Format: ORAL

Živa Fier1*,Botjan Surina2, Manica Balant3, Peter Glasnovic1, Ivan Radosavljevic4,5, Nataa Fujs1, Slvia Castro6

1 Glagoljaška 8, 6000, Koper, Faculty of Mathematics, Natural Sciences and Information Technologies, University of Primorska, Slovenia 2 Lorenzov prolaz 1, Rijeka, Natural History Museum Rijeka, Croatia 3 Passeig del Migdia s.n., Parc de Montjuïc, 08038, Barcelona, Institut Botànic de Barcelona (IBB, CSIC–Ajuntament de Barcelona), Spain 4 Marulicev trg 9a, 10000, Zagreb, Division of Botany, Department of Biology, Faculty of Science, University of Zagreb, Croatia 5 Svetošimunska cesta 25, 10000, Zagreb, Centre of Excellence for Biodiversity and Molecular Plant Breeding, Croatia 6 Calçada Martim de Freitas, 3000-456, Coimbra, Centre for Functional Ecology–Science for People & the Planet, Department of Life Sciences, University of Coimbra, Portugal

The mating system plays a crucial role in shaping the genetic structures within and between plant populations.
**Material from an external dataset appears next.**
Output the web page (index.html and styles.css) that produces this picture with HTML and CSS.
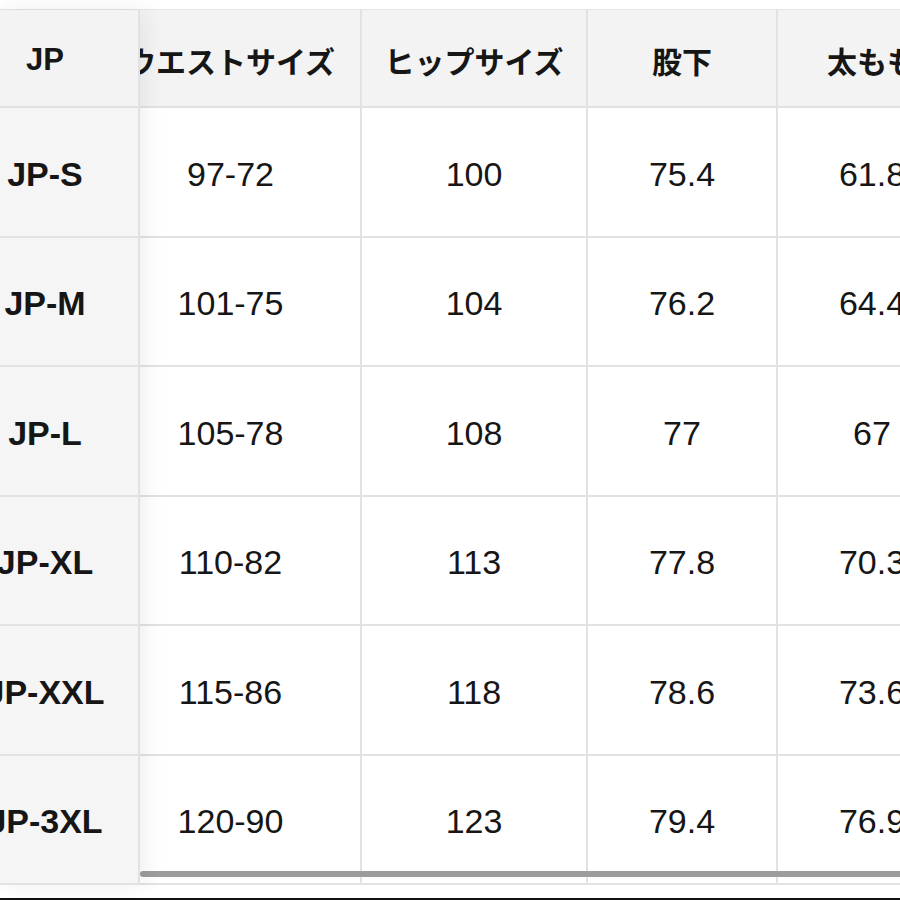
FILE: index.html
```html
<!DOCTYPE html>
<html lang="ja">
<head>
<meta charset="utf-8">
<title>サイズ表</title>
<link rel="stylesheet" href="styles.css">
</head>
<body>
<div class="screen">
  <div class="size-table">
    <div class="col-fixed">
      <div class="fcell head">JP</div>
      <div class="fcell">JP-S</div>
      <div class="fcell">JP-M</div>
      <div class="fcell">JP-L</div>
      <div class="fcell">JP-XL</div>
      <div class="fcell">JP-XXL</div>
      <div class="fcell">JP-3XL</div>
    </div>
    <div class="scroll">
      <div class="grid">
        <div class="cell head">ウエストサイズ</div>
        <div class="cell head">ヒップサイズ</div>
        <div class="cell head">股下</div>
        <div class="cell head">太もも</div>

        <div class="cell">97-72</div>
        <div class="cell">100</div>
        <div class="cell">75.4</div>
        <div class="cell">61.8</div>

        <div class="cell">101-75</div>
        <div class="cell">104</div>
        <div class="cell">76.2</div>
        <div class="cell">64.4</div>

        <div class="cell">105-78</div>
        <div class="cell">108</div>
        <div class="cell">77</div>
        <div class="cell">67</div>

        <div class="cell">110-82</div>
        <div class="cell">113</div>
        <div class="cell">77.8</div>
        <div class="cell">70.3</div>

        <div class="cell">115-86</div>
        <div class="cell">118</div>
        <div class="cell">78.6</div>
        <div class="cell">73.6</div>

        <div class="cell">120-90</div>
        <div class="cell">123</div>
        <div class="cell">79.4</div>
        <div class="cell">76.9</div>
      </div>
      <div class="thumb"></div>
    </div>
  </div>
</div>
</body>
</html>
```

FILE: styles.css
```css
html, body {
  margin: 0;
  padding: 0;
  background: #ffffff;
}

.screen {
  width: 900px;
  height: 900px;
  box-sizing: border-box;
  overflow: hidden;
  padding-top: 9px;
  border-bottom: 2px solid #111111;
  font-family: "Liberation Sans", "Noto Sans CJK JP", sans-serif;
  color: #161616;
}

.size-table {
  display: flex;
  border-top: 1px solid #e4e4e4;
}

.col-fixed,
.grid {
  display: grid;
  grid-template-rows: 98px 130px 129px 130px 129px 130px 129px;
}

.col-fixed {
  position: relative;
  z-index: 2;
  width: 140px;
  flex: none;
  background: #f5f5f5;
  box-shadow: 4px 0 22px rgba(0, 0, 0, 0.07);
}

.fcell {
  box-sizing: border-box;
  display: flex;
  align-items: center;
  justify-content: center;
  padding: 4px 48px 0 0;
  overflow: hidden;
  white-space: nowrap;
  border-right: 2px solid #e2e2e2;
  border-bottom: 2px solid #e2e2e2;
  font-weight: 700;
  font-size: 34px;
}

.fcell.head {
  background: #f3f3f3;
  font-size: 31px;
}

.scroll {
  position: relative;
  flex: 1;
  overflow: hidden;
}

.grid {
  grid-template-columns: 261px 226px 190px 190px;
  margin-left: -39px;
  width: max-content;
}

.cell {
  box-sizing: border-box;
  display: flex;
  align-items: center;
  justify-content: center;
  padding-top: 4px;
  overflow: hidden;
  white-space: nowrap;
  background: #ffffff;
  border-right: 2px solid #e2e2e2;
  border-bottom: 2px solid #e2e2e2;
  font-size: 34px;
}

.cell.head {
  background: #f3f3f3;
  font-weight: 700;
  font-size: 30px;
}

.thumb {
  position: absolute;
  left: 0;
  right: -20px;
  bottom: 8px;
  height: 6px;
  border-radius: 3px;
  background: #9c9c9c;
}
```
In this study we present Moehringia tommasinii (Caryophyllaceae), a chasmophytic plant species with a limited range in the northwestern Adriatic region. Our research focused on examining the population biology of the species by studying all five extant populations. Additionally, we included populations of the co-occurring and much more widely distributed M. muscosa, a closely related species with distinct ecological characteristics. To investigate mating patterns, we conducted reciprocal crosses within and between these two taxa. Molecular markers were also utilized to estimate gene flow within populations and between taxa. Our investigation considered various factors, such as the coefficient of inbreeding, population size, seed weight, pollen-to-ovule ratio, flower display size, and the presence of a selfing syndrome. Contrary to our expectations, a high variation in mating systems was observed among populations of M. tommasinii. These populations demonstrated genetic structuring, with population size positively correlated with both seed weight and pollen production. Although a selfing syndrome could not be confirmed due to the majority of selfing resulting from allogamous treatments, the occurrence of selfing was notable. In the presence of M. muscosa, particularly in a closely coexisting site, a distinct pattern of fruit production was observed in M. tommasinii following various pollination treatments. Molecular and morphometric data provided evidence of hybridization followed by local extinction at this site. Population size emerged as the key factor influencing the mating system in genetically structured populations of M. tommasinii. While populations with higher selfing rates exhibited lighter seeds and reduced pollen production, these traits did not conclusively indicate the presence of a selfing syndrome. The detection of gene flow between M. tommasinii and sympatric M. muscosa suggested weak reproductive barriers between these taxa, potentially posing conservation challenges.